The move to reopen the deal came only in the third and final draft of the communique, which was drafted by Mr Asmussen and a clutch of other high-ranking EU officials.

As German chancellor Angela Merkel gave the go-ahead to discuss direct aid for Spain’s banks, Irish negotiators were told from the outset of the talks that any pledge to Madrid would not necessarily create a precedent for Dublin. This led Taoiseach Enda Kenny to insist on a direct reference to Ireland, saying he could accept nothing less.

As the talks continued into the early hours of Friday morning, Mr Kenny is reputed to have instructed officials to “keep taking the tablets” as they pushed repeatedly for a direct reference to Ireland.

However, there was scant support initially for the Irish position among other countries, and the Netherlands and Finland resisted.
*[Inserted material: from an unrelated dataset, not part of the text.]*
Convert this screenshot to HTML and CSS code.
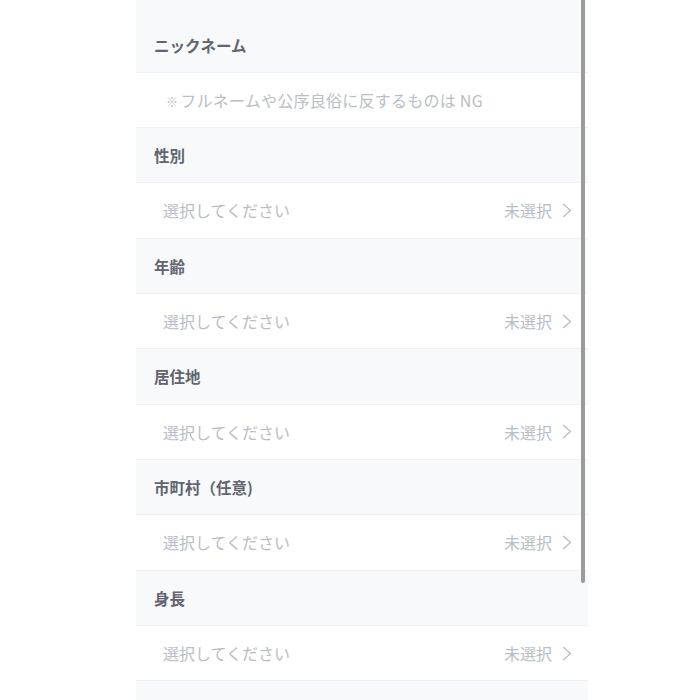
FILE: index.html
```html
<!DOCTYPE html>
<html lang="ja">
  <head>
    <meta charset="UTF-8">
    <title>プロフィール編集</title>
    <link rel="stylesheet" href="styles.css">
  </head>
  <body>
    <div class="panel">
      <!-- ニックネーム -->
      <div class="section-head first">ニックネーム</div>
      <div class="field">
        <span class="hint"><span class="mark">※</span>フルネームや公序良俗に反するものは NG</span>
      </div>

      <!-- 性別 -->
      <div class="section-head">性別</div>
      <div class="field select">
        <span class="placeholder">選択してください</span>
        <span class="value">未選択
          <svg class="chevron" width="10" height="15" viewBox="0 0 10 15"><polyline points="1.2,1 8.5,7.5 1.2,14" /></svg>
        </span>
      </div>

      <!-- 年齢 -->
      <div class="section-head">年齢</div>
      <div class="field select">
        <span class="placeholder">選択してください</span>
        <span class="value">未選択
          <svg class="chevron" width="10" height="15" viewBox="0 0 10 15"><polyline points="1.2,1 8.5,7.5 1.2,14" /></svg>
        </span>
      </div>

      <!-- 居住地 -->
      <div class="section-head">居住地</div>
      <div class="field select">
        <span class="placeholder">選択してください</span>
        <span class="value">未選択
          <svg class="chevron" width="10" height="15" viewBox="0 0 10 15"><polyline points="1.2,1 8.5,7.5 1.2,14" /></svg>
        </span>
      </div>

      <!-- 市町村 -->
      <div class="section-head">市町村（任意)</div>
      <div class="field select">
        <span class="placeholder">選択してください</span>
        <span class="value">未選択
          <svg class="chevron" width="10" height="15" viewBox="0 0 10 15"><polyline points="1.2,1 8.5,7.5 1.2,14" /></svg>
        </span>
      </div>

      <!-- 身長 -->
      <div class="section-head">身長</div>
      <div class="field select">
        <span class="placeholder">選択してください</span>
        <span class="value">未選択
          <svg class="chevron" width="10" height="15" viewBox="0 0 10 15"><polyline points="1.2,1 8.5,7.5 1.2,14" /></svg>
        </span>
      </div>

      <div class="section-head"></div>

      <div class="scrollbar"></div>
    </div>
  </body>
</html>
```

FILE: styles.css
```css
/* ページ全体 */
body {
  margin: 0;
  background-color: white;
  font-family: "Noto Sans CJK JP", "Noto Sans", sans-serif;
}

.panel {
  position: relative;
  margin-left: 136px;
  width: 452px;
  height: 700px;
  overflow: hidden;
  background-color: #f8f9fb;
}

/* 見出し行 */
.section-head {
  height: 55.33px;
  box-sizing: border-box;
  display: flex;
  align-items: center;
  padding-left: 18px;
  background-color: #f8f9fb;
  border-bottom: 1px solid #eef0f3;
  font-size: 15.5px;
  font-weight: bold;
  color: #60656f;
}

.section-head.first {
  height: 72.66px;
  padding-top: 19px;
}

/* 入力行 */
.field {
  height: 55.33px;
  box-sizing: border-box;
  display: flex;
  align-items: center;
  justify-content: space-between;
  padding: 0 16px 0 27px;
  background-color: white;
  border-bottom: 1px solid #eef0f3;
  font-size: 16px;
  color: #b9bdc7;
}

.hint {
  padding-left: 3px;
  letter-spacing: 0.25px;
}

.hint .mark {
  font-size: 12px;
  margin-right: 2px;
}

.value {
  display: flex;
  align-items: center;
  gap: 10px;
}

.chevron polyline {
  fill: none;
  stroke: #b9bdc7;
  stroke-width: 1.3;
}

/* スクロールバー */
.scrollbar {
  position: absolute;
  top: 0;
  right: 3px;
  width: 4px;
  height: 583px;
  border-radius: 0 0 2px 2px;
  background-color: #9b9b9b;
}
```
To many of the top European officials present, the Irish question was not the main event, given the focus on Spain and on Italy’s demands to have Europe’s bailout funds buy up Italian bonds.

A European diplomat said Mr Asmussen’s intervention had a crucial bearing on the outcome when the final draft of the communique came to be written.

Chief of the European Financial Stability Facility Klaus Regling was also broadly sympathetic to the Irish position, the diplomat added.

Although the direct reference to Ireland in the final draft surprised some senior figures around the summit table, Mr Kenny successfully defended it in the face of questioning from Dutch prime minister Mark Rutte and Finnish leader Jyrki Katainen.